Combat in Bravely Default is turn and stat-based. You manage the actions taken by your team while the computer controls enemies, so far so standard. The unique selling point here is the Brave and Default system; You can choose to default on a turn to build up Bravery points. Bravery points can be spent to use extra moves on a single turn. Even if you don’t have any bravery points, you can still spend turns to take up to 4 actions on a single turn, though this will leave you vulnerable. It’s a very engaging risk vs. reward system and I mean it when I say this is my favorite turn-based combat system out of any JRPG I’ve ever played. It all falls apart in the endgame though.

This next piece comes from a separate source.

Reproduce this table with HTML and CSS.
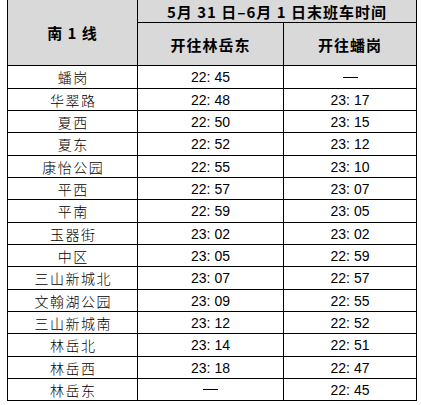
FILE: index.html
```html
<!DOCTYPE html>
<html lang="zh-CN">
<head>
<meta charset="utf-8">
<link rel="stylesheet" href="styles.css">
</head>
<body>
<div class="sheet">
  <div class="cell head name">南 1 线</div>
  <div class="cell head span2">5月 31 日–6月 1 日末班车时间</div>
  <div class="cell head">开往林岳东</div>
  <div class="cell head">开往蟠岗</div>

  <div class="cell st">蟠岗</div><div class="cell tm">22: 45</div><div class="cell dash"><span class="bar" title="—"></span></div>
  <div class="cell st">华翠路</div><div class="cell tm">22: 48</div><div class="cell tm">23: 17</div>
  <div class="cell st">夏西</div><div class="cell tm">22: 50</div><div class="cell tm">23: 15</div>
  <div class="cell st">夏东</div><div class="cell tm">22: 52</div><div class="cell tm">23: 12</div>
  <div class="cell st">康怡公园</div><div class="cell tm">22: 55</div><div class="cell tm">23: 10</div>
  <div class="cell st">平西</div><div class="cell tm">22: 57</div><div class="cell tm">23: 07</div>
  <div class="cell st">平南</div><div class="cell tm">22: 59</div><div class="cell tm">23: 05</div>
  <div class="cell st">玉器街</div><div class="cell tm">23: 02</div><div class="cell tm">23: 02</div>
  <div class="cell st">中区</div><div class="cell tm">23: 05</div><div class="cell tm">22: 59</div>
  <div class="cell st">三山新城北</div><div class="cell tm">23: 07</div><div class="cell tm">22: 57</div>
  <div class="cell st">文翰湖公园</div><div class="cell tm">23: 09</div><div class="cell tm">22: 55</div>
  <div class="cell st">三山新城南</div><div class="cell tm">23: 12</div><div class="cell tm">22: 52</div>
  <div class="cell st">林岳北</div><div class="cell tm">23: 14</div><div class="cell tm">22: 51</div>
  <div class="cell st">林岳西</div><div class="cell tm">23: 18</div><div class="cell tm">22: 47</div>
  <div class="cell st">林岳东</div><div class="cell dash"><span class="bar" title="—"></span></div><div class="cell tm">22: 45</div>
</div>
</body>
</html>
```
FILE: styles.css
```css
html, body {
  margin: 0;
  padding: 0;
  background: #ffffff;
}
body {
  padding-left: 7px;
  font-family: "Noto Sans CJK SC", "Noto Sans", sans-serif;
  color: #000;
}
.sheet {
  display: grid;
  width: 410px;
  box-sizing: border-box;
  grid-template-columns: 129px 145px 132px;
  grid-template-rows: 22px 42px repeat(5, 22px 21px 21px);
  gap: 1px;
  padding: 0 1px 1px 1px;
  background: #000;
}
.cell {
  background: #fff;
  display: flex;
  align-items: center;
  justify-content: center;
  font-size: 14px;
  line-height: 1;
  white-space: nowrap;
}
.head {
  background: #d9d9d9;
  font-weight: 700;
  font-size: 15px;
  letter-spacing: 1px;
}
.name {
  grid-row: 1 / 3;
}
.span2 {
  grid-column: 2 / 4;
}
.st {
  letter-spacing: 1.5px;
  padding-left: 1.5px;
  font-weight: 300;
}
.tm {
  font-family: "Liberation Sans", sans-serif;
  font-size: 14px;
}
.bar {
  display: block;
  width: 15px;
  height: 0;
  border-top: 1px solid #000;
}
```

The game basically ends in a repeating time loop that I haven’t actually broken or completed. That’s why I’m ultimately going to call Bravely Default a ‘meh’; I love how the game plays, I had a great time during the early, mid, and even parts of the late game. I just don’t ever see myself finishing this game unless I get monumentally bored and choose to go back with a guide open.
(So good, but such a terrible ending)
I technically haven’t played Dark Souls II, I’ve played the director’s cut Scholar of the First Sin, but I still want to mention it here. I don’t know that there are any major differences between the base game and Scholar of the First Sin other than the addition of the DLC and a slight upgrade in the graphics, but going on my experience, Dark Souls II is definitely weaker than the original. Enemies are grouped close together, there are points of no return that lead directly into ambushes, the world design doesn’t make sense in places, but paradoxically it’s really easy to become overpowered quite quickly.
Dark Souls II has more bosses than any other entry in the series, but a lot of the bosses just seem to be a mob of creatures with more health than usual. It’s incredibly unclear what you’re supposed to do to progress throughout the world, and unclear how you’re supposed to get into late-game areas or even why you need to do what you do. Being invaded while hollow is an incredible inconvenience, but being able to become human again at any time is another factor that makes this game easier than the previous one. I kind of like Scholar of the First Sin, but it feels so much less refined than the original Dark Souls. More often than not, I’m asking myself why the developers chose to make certain design choices; why, for example, is movement locked to 8 directions when most players are going to use an analog stick to move and expect full 360 degrees of movement? Why do enemies stay dead after you kill and respawn them 10 times? Why is it so easy to circle around so many of the enemies and bosses to get in a backstab? Why is the boss-fight against Not-Ornstein so easy? I’ll expand on my thoughts in the 2015 round-up, so stay tuned.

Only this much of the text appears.